◆ Task statement ◆
Leaving out every picture, quote the data below exactly as it appears.

◆ Supplied material ◆
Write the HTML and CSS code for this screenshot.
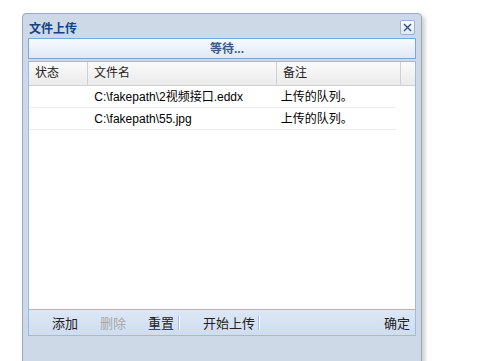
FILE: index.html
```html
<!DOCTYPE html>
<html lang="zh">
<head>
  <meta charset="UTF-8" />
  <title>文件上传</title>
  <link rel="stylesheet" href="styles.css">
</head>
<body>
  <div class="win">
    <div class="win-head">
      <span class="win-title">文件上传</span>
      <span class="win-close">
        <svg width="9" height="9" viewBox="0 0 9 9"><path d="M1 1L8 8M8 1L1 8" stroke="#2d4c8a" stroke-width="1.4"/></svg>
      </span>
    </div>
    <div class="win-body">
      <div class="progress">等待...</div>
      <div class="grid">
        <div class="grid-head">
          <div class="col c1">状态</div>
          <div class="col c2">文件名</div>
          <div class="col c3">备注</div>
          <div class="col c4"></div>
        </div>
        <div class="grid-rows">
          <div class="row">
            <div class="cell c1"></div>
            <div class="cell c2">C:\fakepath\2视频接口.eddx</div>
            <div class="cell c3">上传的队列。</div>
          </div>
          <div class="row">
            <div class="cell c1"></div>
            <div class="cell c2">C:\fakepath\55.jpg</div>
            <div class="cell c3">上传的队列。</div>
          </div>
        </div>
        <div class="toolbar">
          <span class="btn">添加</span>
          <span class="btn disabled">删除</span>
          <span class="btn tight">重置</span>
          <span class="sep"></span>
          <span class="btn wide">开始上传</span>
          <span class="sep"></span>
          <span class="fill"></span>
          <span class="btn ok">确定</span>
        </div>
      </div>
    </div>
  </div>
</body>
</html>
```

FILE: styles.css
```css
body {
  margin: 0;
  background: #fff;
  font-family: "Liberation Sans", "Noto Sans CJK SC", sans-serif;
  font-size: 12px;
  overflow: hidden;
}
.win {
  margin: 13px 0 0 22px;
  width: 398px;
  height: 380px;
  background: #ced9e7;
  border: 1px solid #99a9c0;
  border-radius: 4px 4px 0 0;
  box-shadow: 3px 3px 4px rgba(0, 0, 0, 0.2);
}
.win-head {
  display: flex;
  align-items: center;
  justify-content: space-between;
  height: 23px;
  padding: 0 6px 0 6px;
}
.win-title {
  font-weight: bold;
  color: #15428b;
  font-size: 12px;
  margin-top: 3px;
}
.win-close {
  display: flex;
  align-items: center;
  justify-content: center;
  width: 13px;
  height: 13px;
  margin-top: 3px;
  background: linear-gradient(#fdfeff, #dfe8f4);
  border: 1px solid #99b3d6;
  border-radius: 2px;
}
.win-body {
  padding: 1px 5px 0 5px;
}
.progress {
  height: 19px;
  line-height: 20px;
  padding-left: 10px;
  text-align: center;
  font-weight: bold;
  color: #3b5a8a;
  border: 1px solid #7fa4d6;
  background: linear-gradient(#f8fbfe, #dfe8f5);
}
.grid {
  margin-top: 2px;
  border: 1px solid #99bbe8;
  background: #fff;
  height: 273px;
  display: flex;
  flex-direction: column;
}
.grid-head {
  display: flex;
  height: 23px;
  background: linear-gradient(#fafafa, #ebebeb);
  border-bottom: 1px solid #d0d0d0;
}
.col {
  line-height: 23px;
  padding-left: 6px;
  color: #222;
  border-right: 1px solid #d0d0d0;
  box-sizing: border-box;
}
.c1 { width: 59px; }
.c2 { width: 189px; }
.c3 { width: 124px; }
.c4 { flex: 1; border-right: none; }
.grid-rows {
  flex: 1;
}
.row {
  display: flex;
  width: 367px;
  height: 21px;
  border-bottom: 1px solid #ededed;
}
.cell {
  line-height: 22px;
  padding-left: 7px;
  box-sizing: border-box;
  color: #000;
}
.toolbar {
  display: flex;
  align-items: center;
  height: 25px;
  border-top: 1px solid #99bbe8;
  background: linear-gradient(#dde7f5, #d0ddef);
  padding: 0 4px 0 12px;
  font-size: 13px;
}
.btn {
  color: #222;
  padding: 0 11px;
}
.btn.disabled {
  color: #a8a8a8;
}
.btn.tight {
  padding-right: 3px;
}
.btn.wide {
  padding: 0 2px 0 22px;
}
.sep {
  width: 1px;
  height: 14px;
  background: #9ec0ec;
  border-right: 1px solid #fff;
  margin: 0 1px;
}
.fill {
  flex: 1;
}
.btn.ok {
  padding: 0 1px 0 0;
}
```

◆ Correct result ◆
Write the HTML and CSS code for this screenshot.
FILE: index.html
```html
<!DOCTYPE html>
<html lang="zh">
<head>
  <meta charset="UTF-8" />
  <title>文件上传</title>
  <link rel="stylesheet" href="styles.css">
</head>
<body>
  <div class="win">
    <div class="win-head">
      <span class="win-title">文件上传</span>
      <span class="win-close">
        <svg width="9" height="9" viewBox="0 0 9 9"><path d="M1 1L8 8M8 1L1 8" stroke="#2d4c8a" stroke-width="1.4"/></svg>
      </span>
    </div>
    <div class="win-body">
      <div class="progress">等待...</div>
      <div class="grid">
        <div class="grid-head">
          <div class="col c1">状态</div>
          <div class="col c2">文件名</div>
          <div class="col c3">备注</div>
          <div class="col c4"></div>
        </div>
        <div class="grid-rows">
          <div class="row">
            <div class="cell c1"></div>
            <div class="cell c2">C:\fakepath\2视频接口.eddx</div>
            <div class="cell c3">上传的队列。</div>
          </div>
          <div class="row">
            <div class="cell c1"></div>
            <div class="cell c2">C:\fakepath\55.jpg</div>
            <div class="cell c3">上传的队列。</div>
          </div>
        </div>
        <div class="toolbar">
          <span class="btn">添加</span>
          <span class="btn disabled">删除</span>
          <span class="btn tight">重置</span>
          <span class="sep"></span>
          <span class="btn wide">开始上传</span>
          <span class="sep"></span>
          <span class="fill"></span>
          <span class="btn ok">确定</span>
        </div>
      </div>
    </div>
  </div>
</body>
</html>
```

FILE: styles.css
```css
body {
  margin: 0;
  background: #fff;
  font-family: "Liberation Sans", "Noto Sans CJK SC", sans-serif;
  font-size: 12px;
  overflow: hidden;
}
.win {
  margin: 13px 0 0 22px;
  width: 398px;
  height: 380px;
  background: #ced9e7;
  border: 1px solid #99a9c0;
  border-radius: 4px 4px 0 0;
  box-shadow: 3px 3px 4px rgba(0, 0, 0, 0.2);
}
.win-head {
  display: flex;
  align-items: center;
  justify-content: space-between;
  height: 23px;
  padding: 0 6px 0 6px;
}
.win-title {
  font-weight: bold;
  color: #15428b;
  font-size: 12px;
  margin-top: 3px;
}
.win-close {
  display: flex;
  align-items: center;
  justify-content: center;
  width: 13px;
  height: 13px;
  margin-top: 3px;
  background: linear-gradient(#fdfeff, #dfe8f4);
  border: 1px solid #99b3d6;
  border-radius: 2px;
}
.win-body {
  padding: 1px 5px 0 5px;
}
.progress {
  height: 19px;
  line-height: 20px;
  padding-left: 10px;
  text-align: center;
  font-weight: bold;
  color: #3b5a8a;
  border: 1px solid #7fa4d6;
  background: linear-gradient(#f8fbfe, #dfe8f5);
}
.grid {
  margin-top: 2px;
  border: 1px solid #99bbe8;
  background: #fff;
  height: 273px;
  display: flex;
  flex-direction: column;
}
.grid-head {
  display: flex;
  height: 23px;
  background: linear-gradient(#fafafa, #ebebeb);
  border-bottom: 1px solid #d0d0d0;
}
.col {
  line-height: 23px;
  padding-left: 6px;
  color: #222;
  border-right: 1px solid #d0d0d0;
  box-sizing: border-box;
}
.c1 { width: 59px; }
.c2 { width: 189px; }
.c3 { width: 124px; }
.c4 { flex: 1; border-right: none; }
.grid-rows {
  flex: 1;
}
.row {
  display: flex;
  width: 367px;
  height: 21px;
  border-bottom: 1px solid #ededed;
}
.cell {
  line-height: 22px;
  padding-left: 7px;
  box-sizing: border-box;
  color: #000;
}
.toolbar {
  display: flex;
  align-items: center;
  height: 25px;
  border-top: 1px solid #99bbe8;
  background: linear-gradient(#dde7f5, #d0ddef);
  padding: 0 4px 0 12px;
  font-size: 13px;
}
.btn {
  color: #222;
  padding: 0 11px;
}
.btn.disabled {
  color: #a8a8a8;
}
.btn.tight {
  padding-right: 3px;
}
.btn.wide {
  padding: 0 2px 0 22px;
}
.sep {
  width: 1px;
  height: 14px;
  background: #9ec0ec;
  border-right: 1px solid #fff;
  margin: 0 1px;
}
.fill {
  flex: 1;
}
.btn.ok {
  padding: 0 1px 0 0;
}
```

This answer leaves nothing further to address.